What you return should match every record exactly, with the images removed.

__Record list__
++++++

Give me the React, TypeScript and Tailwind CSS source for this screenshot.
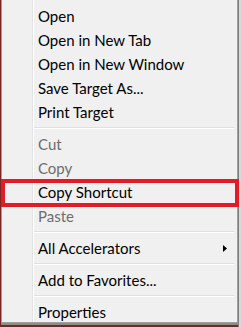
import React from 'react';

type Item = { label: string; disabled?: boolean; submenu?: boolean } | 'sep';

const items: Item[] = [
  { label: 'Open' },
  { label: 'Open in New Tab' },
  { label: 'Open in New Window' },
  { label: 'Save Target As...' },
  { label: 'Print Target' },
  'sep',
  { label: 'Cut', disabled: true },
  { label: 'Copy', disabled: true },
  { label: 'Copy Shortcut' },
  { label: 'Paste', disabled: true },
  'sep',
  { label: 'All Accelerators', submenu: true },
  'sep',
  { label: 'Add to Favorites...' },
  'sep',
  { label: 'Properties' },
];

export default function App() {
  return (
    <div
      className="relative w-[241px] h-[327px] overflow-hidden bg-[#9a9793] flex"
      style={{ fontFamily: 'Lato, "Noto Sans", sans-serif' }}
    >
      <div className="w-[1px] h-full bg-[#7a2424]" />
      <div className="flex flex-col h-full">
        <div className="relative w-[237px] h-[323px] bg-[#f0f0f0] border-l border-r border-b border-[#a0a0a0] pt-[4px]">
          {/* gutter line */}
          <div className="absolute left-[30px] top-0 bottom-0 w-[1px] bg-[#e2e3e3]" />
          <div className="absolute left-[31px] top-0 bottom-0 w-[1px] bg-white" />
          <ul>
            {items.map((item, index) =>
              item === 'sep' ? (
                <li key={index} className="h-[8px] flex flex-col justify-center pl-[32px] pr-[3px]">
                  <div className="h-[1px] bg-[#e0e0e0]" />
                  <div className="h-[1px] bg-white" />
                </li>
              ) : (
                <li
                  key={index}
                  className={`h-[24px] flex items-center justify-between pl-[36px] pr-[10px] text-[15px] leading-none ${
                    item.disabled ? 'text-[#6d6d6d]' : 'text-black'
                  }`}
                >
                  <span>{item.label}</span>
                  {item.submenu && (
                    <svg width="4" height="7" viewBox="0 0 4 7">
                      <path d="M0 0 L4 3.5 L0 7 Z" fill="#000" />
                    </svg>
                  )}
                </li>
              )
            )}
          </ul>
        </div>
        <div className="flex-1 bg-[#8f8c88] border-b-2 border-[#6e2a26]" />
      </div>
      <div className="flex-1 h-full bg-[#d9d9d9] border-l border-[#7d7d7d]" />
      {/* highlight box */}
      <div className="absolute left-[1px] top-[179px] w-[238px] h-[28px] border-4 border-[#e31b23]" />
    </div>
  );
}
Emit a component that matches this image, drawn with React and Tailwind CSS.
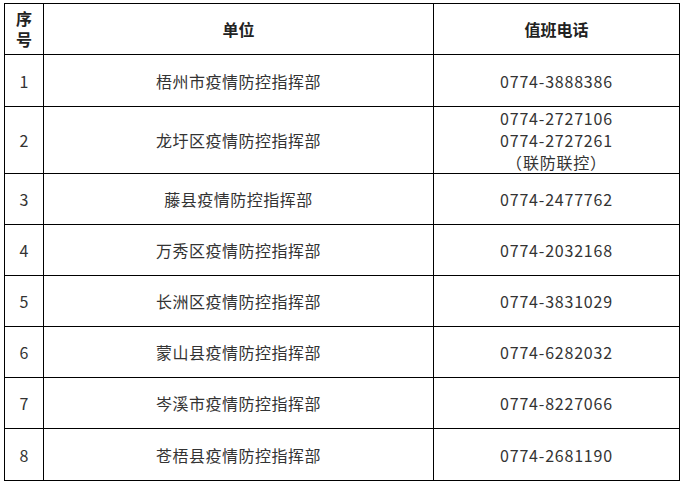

++++++

__Result of this task__
Give me the React, TypeScript and Tailwind CSS source for this screenshot.
import React from 'react';

type Item = { label: string; disabled?: boolean; submenu?: boolean } | 'sep';

const items: Item[] = [
  { label: 'Open' },
  { label: 'Open in New Tab' },
  { label: 'Open in New Window' },
  { label: 'Save Target As...' },
  { label: 'Print Target' },
  'sep',
  { label: 'Cut', disabled: true },
  { label: 'Copy', disabled: true },
  { label: 'Copy Shortcut' },
  { label: 'Paste', disabled: true },
  'sep',
  { label: 'All Accelerators', submenu: true },
  'sep',
  { label: 'Add to Favorites...' },
  'sep',
  { label: 'Properties' },
];

export default function App() {
  return (
    <div
      className="relative w-[241px] h-[327px] overflow-hidden bg-[#9a9793] flex"
      style={{ fontFamily: 'Lato, "Noto Sans", sans-serif' }}
    >
      <div className="w-[1px] h-full bg-[#7a2424]" />
      <div className="flex flex-col h-full">
        <div className="relative w-[237px] h-[323px] bg-[#f0f0f0] border-l border-r border-b border-[#a0a0a0] pt-[4px]">
          {/* gutter line */}
          <div className="absolute left-[30px] top-0 bottom-0 w-[1px] bg-[#e2e3e3]" />
          <div className="absolute left-[31px] top-0 bottom-0 w-[1px] bg-white" />
          <ul>
            {items.map((item, index) =>
              item === 'sep' ? (
                <li key={index} className="h-[8px] flex flex-col justify-center pl-[32px] pr-[3px]">
                  <div className="h-[1px] bg-[#e0e0e0]" />
                  <div className="h-[1px] bg-white" />
                </li>
              ) : (
                <li
                  key={index}
                  className={`h-[24px] flex items-center justify-between pl-[36px] pr-[10px] text-[15px] leading-none ${
                    item.disabled ? 'text-[#6d6d6d]' : 'text-black'
                  }`}
                >
                  <span>{item.label}</span>
                  {item.submenu && (
                    <svg width="4" height="7" viewBox="0 0 4 7">
                      <path d="M0 0 L4 3.5 L0 7 Z" fill="#000" />
                    </svg>
                  )}
                </li>
              )
            )}
          </ul>
        </div>
        <div className="flex-1 bg-[#8f8c88] border-b-2 border-[#6e2a26]" />
      </div>
      <div className="flex-1 h-full bg-[#d9d9d9] border-l border-[#7d7d7d]" />
      {/* highlight box */}
      <div className="absolute left-[1px] top-[179px] w-[238px] h-[28px] border-4 border-[#e31b23]" />
    </div>
  );
}
Emit a component that matches this image, drawn with React and Tailwind CSS.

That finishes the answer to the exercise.